Six years later, they returned to Toronto and settled in North York, where they had two sons. Kathleen was a piano teacher. As an itinerant musician, George played his violin in several orchestras, at bar mitzvahs and social events across Toronto.

George’s last performance was on Nov. 7, 1976. He had just finished playing a show with the Ice Capades, a figure skating troupe, at Maple Leaf Gardens when he died of a heart attack in his car. He was 51.

Decades later, the violin is Szabo’s link to her husband.

“It’s the way he held it, it’s his feeling for it,” Szabo says.

She is reluctant to let it go. Perhaps the time has come.

“It’s been played,” Price says, noting the worn strings.

“Even the cat has played it,” Szabo says, recalling how one of their cats would yowl along when George was practising his scales.

“He waited every day for that violin to come out and he would accompany it,” Szabo tells Price.

“The cat and the fiddle,” Price says, chuckling.

During the appraisal the instrument is never played.

Szabo does not think she can let the violin go, even as Price draws up the paperwork. She has turned down an offer before. She walks out of the room, consignment contract in hand, to get a coffee and talk it over with her son.

Fifteen minutes later, Szabo returns, and signs the document.

The violin will be packed into a secure crate and shipped back to New York. Minor repairs will be made: sealing cracks, fitting it with a new set of strings. Then it will be catalogued, photographed and publicized in the run-up to a bimonthly online auction.

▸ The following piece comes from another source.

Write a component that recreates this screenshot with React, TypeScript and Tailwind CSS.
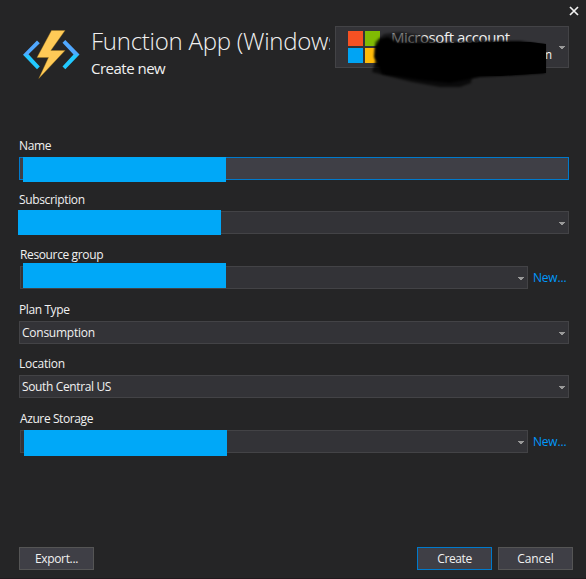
import type { ReactNode } from "react";

function Caret({ className = "" }: { className?: string }) {
  return (
    <svg className={className} width="6" height="3" viewBox="0 0 6 3" shapeRendering="crispEdges">
      <path d="M0 0h6v1H5v1H4v1H2V2H1V1H0z" fill="#999999" />
    </svg>
  );
}

type FieldProps = {
  label: string;
  tracking: string;
  link?: boolean;
  select?: boolean;
  className?: string;
  cover?: string;
  children?: ReactNode;
};

function Field({ label, tracking, link, select = true, className = "", cover, children }: FieldProps) {
  return (
    <div className={`flex flex-col ${link ? "pl-px" : ""} ${className}`}>
      <div className={`h-[19px] text-[12px] leading-[16px] ${tracking}`}>{label}</div>
      <div className="flex h-[23px] items-center">
        <div
          className={`relative flex h-[23px] items-center border pr-[3px] pl-[2px] text-[12px] ${
            link ? "w-[508px]" : "w-[550px]"
          } ${select ? "border-[#434346] bg-[#333337]" : "border-[#007acc] bg-[#3f3f46]"}`}
        >
          {children}
          {select && <Caret className="mt-[2px] ml-auto" />}
          {cover && <div className={`absolute w-[203px] bg-[#00a8f8] ${cover}`} />}
        </div>
        {link && (
          <a className="ml-[5px] text-[12px] leading-[20px] tracking-[-0.2px] text-[#0097fb]">New...</a>
        )}
      </div>
    </div>
  );
}

function Button({ primary, className = "", children }: { primary?: boolean; className?: string; children: ReactNode }) {
  return (
    <button
      className={`block h-[23px] w-[75px] border bg-[#3f3f46] text-center text-[12px] leading-[21px] ${
        primary ? "border-[#007acc]" : "border-[#555555]"
      } ${className}`}
    >
      {children}
    </button>
  );
}

function FunctionIcon() {
  return (
    <svg width="58" height="50" viewBox="0 0 58 50" className="shrink-0">
      <defs>
        <linearGradient id="bracket" x1="0" y1="0" x2="0" y2="1">
          <stop offset="0.46" stopColor="#50a8ff" />
          <stop offset="0.56" stopColor="#22c9ff" />
        </linearGradient>
      </defs>
      <path d="M14 11.500l2.800 2.800L5.500 25.300 16.800 37.500 14 40.300 0 25.800z" fill="url(#bracket)" />
      <path d="M42.300 11L39.500 13.800 50.500 25.500 39.500 37.500l2.800 2.800L56.500 25.500z" fill="url(#bracket)" />
      <path d="M28.500 1.500H42L27.800 21.500H42L15.800 49.500l9.700-21H14z" fill="#ffca57" stroke="#a57a1d" strokeWidth="0.4" />
    </svg>
  );
}

export default function App() {
  return (
    <div className="relative flex h-[579px] w-[586px] flex-col overflow-hidden border-b border-[#211a1e] bg-[#252526] font-['Open_Sans','Noto_Sans',sans-serif] text-[#f1f1f1]">
      <header className="flex h-[138px] pl-[23px]">
        <div className="pt-[29px]">
          <FunctionIcon />
        </div>
        <div className="ml-[10px] w-[239px] overflow-hidden pt-[24px]">
          <h1 className="h-[34px] text-[24px] leading-[34px] font-light tracking-[-0.25px] whitespace-nowrap">Function App (Windows)</h1>
          <p className="text-[15px] leading-[20px] tracking-[-0.5px]">Create new</p>
        </div>
        <div className="relative mt-[26px] ml-[5px] flex h-[42px] w-[234px] border border-[#434346] bg-[#333337]">
          <div className="mt-1 ml-3 grid h-8 w-8 grid-cols-2 gap-[2px]">
            <i className="bg-[#f65123]" />
            <i className="bg-[#80bb03]" />
            <i className="bg-[#00a4f4]" />
            <i className="bg-[#ffba08]" />
          </div>
          <div className="ml-[11px] flex w-[161px] flex-col">
            <span className="h-[20px] text-[15px] leading-[21px] tracking-[-0.4px] whitespace-nowrap">Microsoft account</span>
            <span className="text-right text-[12px] leading-[16px]">m</span>
          </div>
          <Caret className="mt-[19px] ml-[7px]" />
          <svg className="absolute top-[-1px] left-[25px]" width="200" height="70" viewBox="361 26 200 70">
            <defs>
              <filter id="soft" x="-10%" y="-20%" width="120%" height="140%">
                <feGaussianBlur stdDeviation="1" />
              </filter>
            </defs>
            <path d="M375 42L384 34 400 32 418 35 440 43 410 54 376 68z" fill="#000" opacity="0.55" filter="url(#soft)" />
            <path d="M375 62L372 72 392 77 412 82 440 87 460 87 471 83 472 76 440 70z" fill="#000" opacity="0.7" filter="url(#soft)" />
            <path d="M374 57L375 47 380 39 388 37 398 43 440 43 480 41 520 41 545 45V73L520 75 480 77 450 83 420 80 382 74z" fill="#000" filter="url(#soft)" />
            <path d="M388 45L500 42 530 42 546 44V73L500 76 385 74z" fill="#000" />
          </svg>
        </div>
        <svg className="mt-[6px] h-[10px] w-[10px] shrink-0" viewBox="0 0 10 10">
          <path d="M1 1l8 8M9 1l-8 8" stroke="#f1f1f1" strokeWidth="1.700" />
        </svg>
      </header>

      <main className="flex flex-col pl-[19px]">
        <Field label="Name" tracking="tracking-[-0.35px]" select={false} cover="top-[-1px] left-[3px] h-[25px]" />
        <Field label="Subscription" tracking="tracking-[-0.35px]" className="mt-[12px]" cover="top-[-2px] left-[-2px] h-[25px]" />
        <Field label="Resource group" tracking="tracking-[-0.37px]" className="mt-[13px]" link cover="top-[-4px] left-[2px] h-[25px]" />
        <Field label="Plan Type" tracking="tracking-[-0.4px]" className="mt-[13px]">
          <span className="tracking-[-0.25px]">Consumption</span>
        </Field>
        <Field label="Location" tracking="tracking-[-0.25px]" className="mt-[12px]">
          <span className="tracking-[-0.37px]">South Central US</span>
        </Field>
        <Field label="Azure Storage" tracking="tracking-[-0.4px]" className="mt-[13px]" link cover="top-[-1px] left-[3px] h-[26px]" />
      </main>

      <footer className="mt-auto mb-[8px] flex gap-[6px] pr-[13px] pl-[19px]">
        <Button className="mr-auto tracking-[-0.35px]">Export...</Button>
        <Button primary className="tracking-[-0.4px]">Create</Button>
        <Button className="tracking-[-0.1px]">Cancel</Button>
      </footer>
    </div>
  );
}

It will be auctioned off on May 8, with a starting bid of $65,000. Price says it may sell for as much as $100,000, maybe even more.

It’s difficult to gauge the selling price because of the rarity. For comparison, there are about 600 Stradivarius violins still in existence.

A few days later, sitting in her living room, Szabo explains the heartbreaking farewell.

“I had a hard time coming home from there. I really did. Very difficult. Very emotional for me.”

But the time has come for the violin to be passed on and played again.

“We can’t keep holding it. It’s just not right,” she says. “Somebody should be enjoying this instrument.”